Copy out each line of the material below that holds the string "components".

▸ **Provided material**
=-=-=-=-=

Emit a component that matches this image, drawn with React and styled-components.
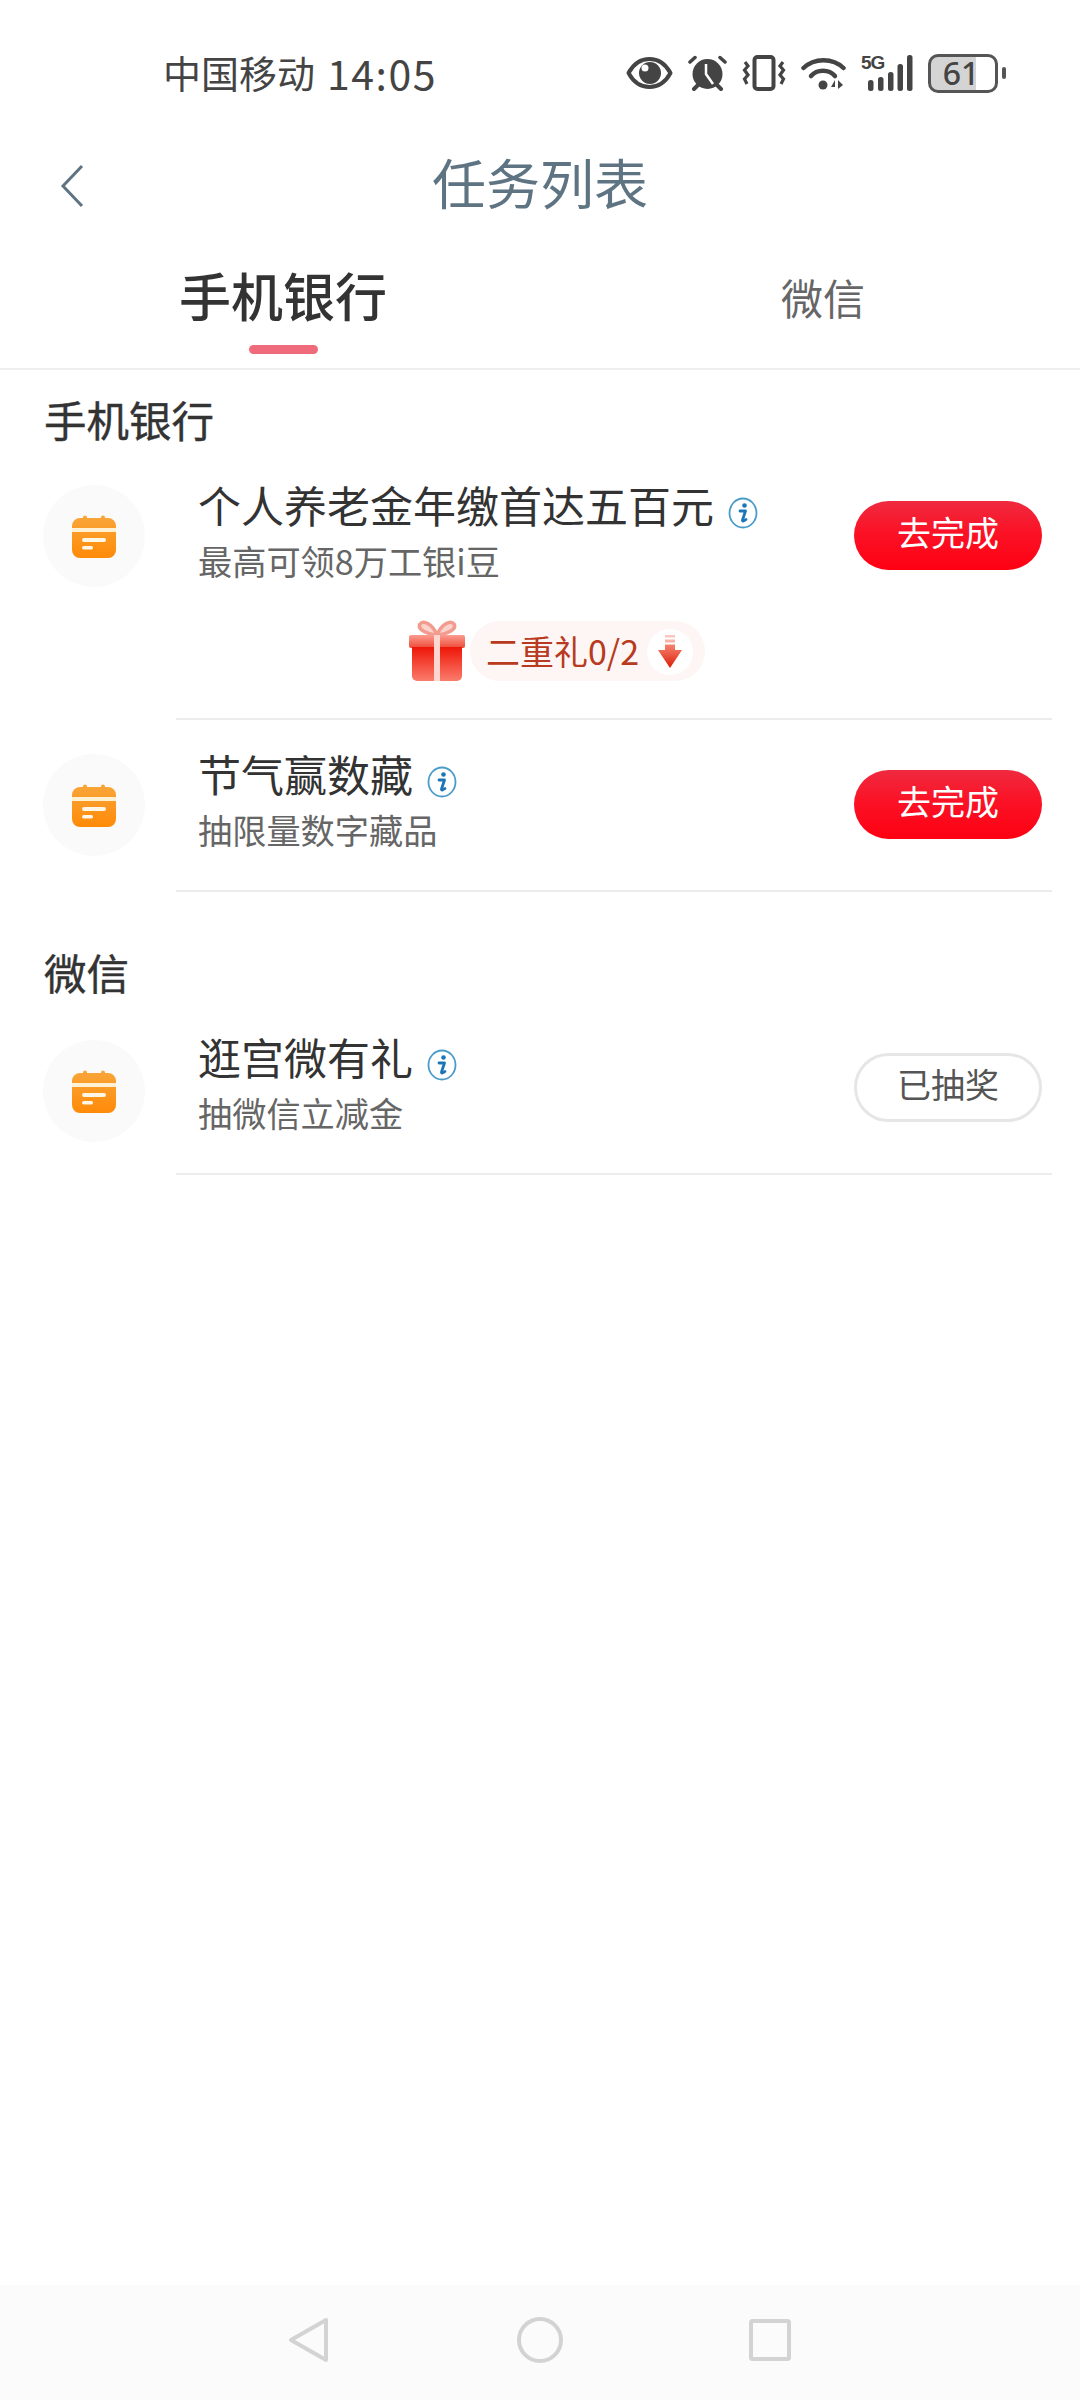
import React from 'react';
import styled, { createGlobalStyle } from 'styled-components';

const GlobalStyle = createGlobalStyle`
	html, body {
		margin: 0;
		padding: 0;
		background: #fff;
	}
	* {
		box-sizing: border-box;
	}
`;

const Page = styled.div`
	display: flex;
	flex-direction: column;
	width: 1080px;
	height: 2400px;
	overflow: hidden;
	background: #fff;
	font-family: 'Noto Sans CJK SC', 'Noto Sans', sans-serif;
	color: #333;
`;

const StatusBar = styled.div`
	display: flex;
	align-items: center;
	height: 146px;
	padding: 0 74px 0 163px;
	color: #444;
`;

const Carrier = styled.span`
	font-size: 38px;
	line-height: 46px;
	margin: 0 12px 3px 0;
`;

const Clock = styled.span`
	font-size: 41px;
	line-height: 46px;
	letter-spacing: 1.500px;
	margin-bottom: 3px;
`;

const StatusIcons = styled.div`
	display: flex;
	align-items: center;
	gap: 15px;
	margin-left: auto;
`;

const Signal = styled.div`
	position: relative;
	width: 52px;
	height: 36px;
`;

const SignalLabel = styled.span`
	position: absolute;
	left: 0;
	top: -2px;
	font-family: 'Liberation Sans', sans-serif;
	font-size: 19px;
	line-height: 20px;
	font-weight: 700;
	letter-spacing: -1px;
	color: #444;
`;

const Battery = styled.div`
	display: flex;
	align-items: center;
	justify-content: center;
	width: 70px;
	height: 39px;
	padding-right: 4px;
	border: 3px solid #555;
	border-radius: 10px;
	background: linear-gradient(90deg, #d4d4d4 70%, #fff 70%);
	font-family: 'Noto Sans', sans-serif;
	font-size: 32px;
	font-weight: 500;
	line-height: 1;
	color: #444;
`;

const BatteryNub = styled.div`
	width: 4px;
	height: 12px;
	margin-left: -11px;
	border-radius: 2px;
	background: #555;
`;

const TitleBar = styled.div`
	display: grid;
	grid-template-columns: 1fr auto 1fr;
	align-items: center;
	height: 74px;
	padding-left: 60px;
`;

const BackIcon = styled.svg`
	width: 24px;
	height: 44px;
	margin-top: 5px;
`;

const Title = styled.h1`
	margin: 0 60px 3px 0;
	font-size: 54px;
	font-weight: 400;
	line-height: 71px;
	color: #5f7482;
`;

const Tabs = styled.div`
	display: flex;
	height: 150px;
	border-bottom: 2px solid #eeeeee;
`;

const Tab = styled.div`
	display: flex;
	flex-direction: column;
	align-items: center;
	width: ${props => (props.$active ? 566 : 514)}px;
	padding-top: ${props => (props.$active ? 40 : 42)}px;
	font-size: ${props => (props.$active ? 52 : 42)}px;
	font-weight: ${props => (props.$active ? 500 : 400)};
	line-height: 70px;
	color: ${props => (props.$active ? '#333' : '#666')};
`;

const TabMark = styled.div`
	width: 69px;
	height: 9px;
	margin-top: 15px;
	border-radius: 5px;
	background: #ef6b7b;
`;

const Section = styled.section`
	margin-top: ${props => props.$gap || 0}px;
`;

const SectionTitle = styled.h2`
	margin: 0;
	padding: ${props => (props.$first ? '24px 0 7px 44px' : '0 0 6px 44px')};
	font-size: 42.500px;
	font-weight: 400;
	line-height: 50px;
	color: #333;
	-webkit-text-stroke: 0.4px #333;
`;

const Row = styled.div`
	display: flex;
	align-items: flex-start;
	padding-left: 43px;
`;

const IconCircle = styled.div`
	display: flex;
	align-items: center;
	justify-content: center;
	flex: none;
	width: 102px;
	height: 102px;
	margin: ${props => props.$top || 34}px 31px 0 0;
	border-radius: 50%;
	background: #fafafa;
`;

const RowBody = styled.div`
	flex: 1;
	margin-right: 28px;
	border-bottom: 2px solid #ececec;
`;

const RowMain = styled.div`
	display: flex;
	align-items: flex-start;
	justify-content: space-between;
	padding: 28px 10px ${props => (props.$tight ? 38 : 39)}px 22px;
`;

const TaskName = styled.div`
	display: flex;
	align-items: center;
	font-size: 43px;
	line-height: 50px;
	color: #333;
`;

const InfoIcon = styled.svg`
	flex: none;
	width: 30px;
	height: 32px;
	margin: 18px 0 0 14px;
`;

const TaskHint = styled.div`
	margin-top: 9px;
	font-size: 34.200px;
	line-height: 44px;
	color: #666;
`;

const ActionButton = styled.div`
	display: flex;
	align-items: center;
	justify-content: center;
	flex: none;
	width: 188px;
	height: 69px;
	margin-top: 22px;
	padding-bottom: 8px;
	border-radius: 35px;
	font-size: 34px;
	color: ${props => (props.$done ? '#555' : '#fff')};
	border: ${props => (props.$done ? '3px solid #e6e6e6' : 'none')};
	background: ${props => (props.$done ? '#fff' : 'linear-gradient(180deg, #ef2a3f 0%, #fb1226 45%, #fe0012 100%)')};
`;

const GiftRow = styled.div`
	display: flex;
	align-items: center;
	height: 62px;
	margin: 0 0 36px 232px;
`;

const GiftPill = styled.div`
	display: flex;
	align-items: center;
	height: 60px;
	margin-left: 4px;
	padding: 0 12px 1px 16px;
	border-radius: 30px;
	background: #fef6f4;
	font-size: 34px;
	color: #b83a20;
`;

const ArrowDot = styled.div`
	display: flex;
	align-items: center;
	justify-content: center;
	width: 46px;
	height: 46px;
	margin: 3px 0 0 8px;
	border-radius: 50%;
	background: #fff;
`;

const NavBar = styled.div`
	display: flex;
	align-items: center;
	justify-content: space-between;
	height: 115px;
	margin-top: auto;
	padding: 0 289px 5px 288px;
	background: #fbfbfb;
`;

const StatusEye = () => (
	<svg width="47" height="32" viewBox="0 0 47 32">
		<path d="M2.500 16C8 6 15 2 23.500 2S39 6 44.500 16C39 26 32 30 23.500 30S8 26 2.500 16Z" fill="none" stroke="#444" strokeWidth="4" strokeLinejoin="round" />
		<circle cx="24" cy="16" r="11" fill="#444" />
		<circle cx="19" cy="11" r="3.500" fill="#fff" />
	</svg>
);

const StatusAlarm = () => (
	<svg width="39" height="36" viewBox="0 0 39 36">
		<circle cx="19.500" cy="19" r="15" fill="#444" />
		<path d="M18 9V19L25 29" fill="none" stroke="#fff" strokeWidth="2.500" />
		<path d="M2 7L7 2.500M37 7L32 2.500" stroke="#444" strokeWidth="3.500" strokeLinecap="round" />
		<path d="M6 34L10 30M33 34L29 30" stroke="#444" strokeWidth="4" strokeLinecap="round" />
	</svg>
);

const StatusVibrate = () => (
	<svg width="44" height="36" viewBox="0 0 44 36">
		<rect x="12.500" y="2" width="19" height="32" rx="3" fill="none" stroke="#444" strokeWidth="4" />
		<path d="M3 7L6 11L2.500 15L6 20L2.500 24L5 29M41 7L38 11L41.500 15L38 20L41.500 24L39 29" fill="none" stroke="#444" strokeWidth="3.200" />
	</svg>
);

const StatusWifi = () => (
	<svg width="45" height="34" viewBox="0 0 45 34">
		<path d="M2.500 12C13 1.500 32 1.500 42.500 12" fill="none" stroke="#444" strokeWidth="4.500" strokeLinecap="round" />
		<path d="M10 20C16 13 28 13 34 20" fill="none" stroke="#444" strokeWidth="4.500" strokeLinecap="round" />
		<circle cx="22" cy="29" r="4.500" fill="#444" />
		<path d="M34 24L30 31H34ZM37 24V33L42 29Z" fill="#444" />
	</svg>
);

const SignalBars = () => (
	<svg width="52" height="36" viewBox="0 0 52 36">
		<rect x="7" y="25" width="5.500" height="11" rx="2.500" fill="#444" />
		<rect x="17" y="22" width="5.500" height="14" rx="2.500" fill="#444" />
		<rect x="27" y="17" width="5.500" height="19" rx="2.500" fill="#444" />
		<rect x="36.500" y="9" width="5.500" height="27" rx="2.500" fill="#444" />
		<rect x="46" y="0" width="5.500" height="36" rx="2.500" fill="#444" />
	</svg>
);

const BackChevron = () => (
	<BackIcon viewBox="0 0 24 44">
		<path d="M22 2L3 22L22 42" fill="none" stroke="#5f7482" strokeWidth="3" />
	</BackIcon>
);

const CalendarIcon = ({ id }) => (
	<svg width="46" height="46" viewBox="0 0 46 46">
		<defs>
			<linearGradient id={id} x1="0" y1="0" x2="0" y2="1">
				<stop offset="0" stopColor="#f8a63a" />
				<stop offset="1" stopColor="#ff8a08" />
			</linearGradient>
		</defs>
		<path d="M12 4.500a2 2 0 0 1 4 0V5H30v-.500a2 2 0 0 1 4 0V5h3a8 8 0 0 1 8 8V37a8 8 0 0 1-8 8H9a8 8 0 0 1-8-8V13a8 8 0 0 1 8-8h3Z" fill={`url(#${id})`} />
		<rect x="1" y="15" width="44" height="4" fill="#fff1d2" />
		<rect x="11" y="25" width="24" height="4" rx="2" fill="#fff6e6" />
		<rect x="11" y="33" width="11" height="3.500" rx="1.700" fill="#fff6e6" />
	</svg>
);

const Info = () => (
	<InfoIcon viewBox="0 0 30 32">
		<ellipse cx="15" cy="16" rx="13.500" ry="14.500" fill="#fff" stroke="#4a9bc9" strokeWidth="1.800" />
		<circle cx="16.500" cy="8.500" r="2.300" fill="#1c75b8" />
		<path d="M12 14H17.500L14.500 23C14.200 24.300 15.500 24.500 18 22.500" fill="none" stroke="#1c75b8" strokeWidth="2.800" strokeLinecap="round" strokeLinejoin="round" />
	</InfoIcon>
);

const GiftIcon = () => (
	<svg width="58" height="62" viewBox="0 0 58 62">
		<defs>
			<linearGradient id="giftLid" x1="0" y1="0" x2="0" y2="1">
				<stop offset="0" stopColor="#fb9d90" />
				<stop offset="1" stopColor="#ee4a38" />
			</linearGradient>
			<linearGradient id="giftBox" x1="0" y1="0" x2="0" y2="1">
				<stop offset="0" stopColor="#ee1608" />
				<stop offset="1" stopColor="#fb7c6c" />
			</linearGradient>
		</defs>
		<path d="M29 15C24 3 15 0 12 4C9 9 18 14 29 15C40 14 49 9 46 4C43 0 34 3 29 15Z" fill="#fbd3cc" stroke="#f29c90" strokeWidth="3.500" />
		<rect x="1" y="15" width="56" height="13" rx="2" fill="url(#giftLid)" />
		<path d="M4 27H54V56a5 5 0 0 1-5 5H9a5 5 0 0 1-5-5Z" fill="url(#giftBox)" />
		<rect x="26" y="15" width="6" height="46" fill="#fcd6cf" />
	</svg>
);

const DownArrow = () => (
	<svg width="26" height="34" viewBox="0 0 26 34">
		<defs>
			<linearGradient id="arrowFill" x1="0" y1="0" x2="0" y2="1">
				<stop offset="0" stopColor="#f6846f" />
				<stop offset="1" stopColor="#dc1d08" />
			</linearGradient>
		</defs>
		<rect x="8" y="0" width="10" height="2.500" fill="#f8c8bf" />
		<rect x="8" y="4.500" width="10" height="3" fill="#f6b3a6" />
		<path d="M8 9.500H18V15H25L13 33L1 15H8Z" fill="url(#arrowFill)" />
	</svg>
);

const NavBack = () => (
	<svg width="42" height="46" viewBox="0 0 42 46">
		<path d="M38 3V43L3 23Z" fill="none" stroke="#d3d3d3" strokeWidth="4" strokeLinejoin="round" />
	</svg>
);

const NavHome = () => (
	<svg width="46" height="46" viewBox="0 0 46 46">
		<circle cx="23" cy="23" r="21" fill="none" stroke="#d3d3d3" strokeWidth="4" />
	</svg>
);

const NavRecent = () => (
	<svg width="42" height="42" viewBox="0 0 42 42">
		<rect x="2" y="2" width="38" height="38" rx="1.500" fill="none" stroke="#d3d3d3" strokeWidth="4" />
	</svg>
);

const Task = ({ id, name, hint, action, done, iconTop, children }) => (
	<Row>
		<IconCircle $top={iconTop}>
			<CalendarIcon id={id} />
		</IconCircle>
		<RowBody>
			<RowMain $tight={!!children}>
				<div>
					<TaskName>
						{name}
						<Info />
					</TaskName>
					<TaskHint>{hint}</TaskHint>
				</div>
				<ActionButton $done={done}>{action}</ActionButton>
			</RowMain>
			{children}
		</RowBody>
	</Row>
);

const App = () => (
	<Page>
		<GlobalStyle />
		<StatusBar>
			<Carrier>中国移动</Carrier>
			<Clock>14:05</Clock>
			<StatusIcons>
				<StatusEye />
				<StatusAlarm />
				<StatusVibrate />
				<StatusWifi />
				<Signal>
					<SignalBars />
					<SignalLabel>5G</SignalLabel>
				</Signal>
				<Battery>61</Battery>
				<BatteryNub />
			</StatusIcons>
		</StatusBar>
		<TitleBar>
			<BackChevron />
			<Title>任务列表</Title>
		</TitleBar>
		<Tabs>
			<Tab $active>
				手机银行
				<TabMark />
			</Tab>
			<Tab>微信</Tab>
		</Tabs>
		<Section>
			<SectionTitle $first>手机银行</SectionTitle>
			<Task id="cal1" name="个人养老金年缴首达五百元" hint="最高可领8万工银i豆" action="去完成">
				<GiftRow>
					<GiftIcon />
					<GiftPill>
						二重礼0/2
						<ArrowDot>
							<DownArrow />
						</ArrowDot>
					</GiftPill>
				</GiftRow>
			</Task>
			<Task id="cal2" name="节气赢数藏" hint="抽限量数字藏品" action="去完成" />
		</Section>
		<Section $gap={55}>
			<SectionTitle>微信</SectionTitle>
			<Task id="cal3" name="逛宫微有礼" hint="抽微信立减金" action="已抽奖" iconTop={37} done />
		</Section>
		<NavBar>
			<NavBack />
			<NavHome />
			<NavRecent />
		</NavBar>
	</Page>
);

export default App;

=-=-=-=-=

▸ **Answer to this task**
Emit a component that matches this image, drawn with React and styled-components.
import styled, { createGlobalStyle } from 'styled-components';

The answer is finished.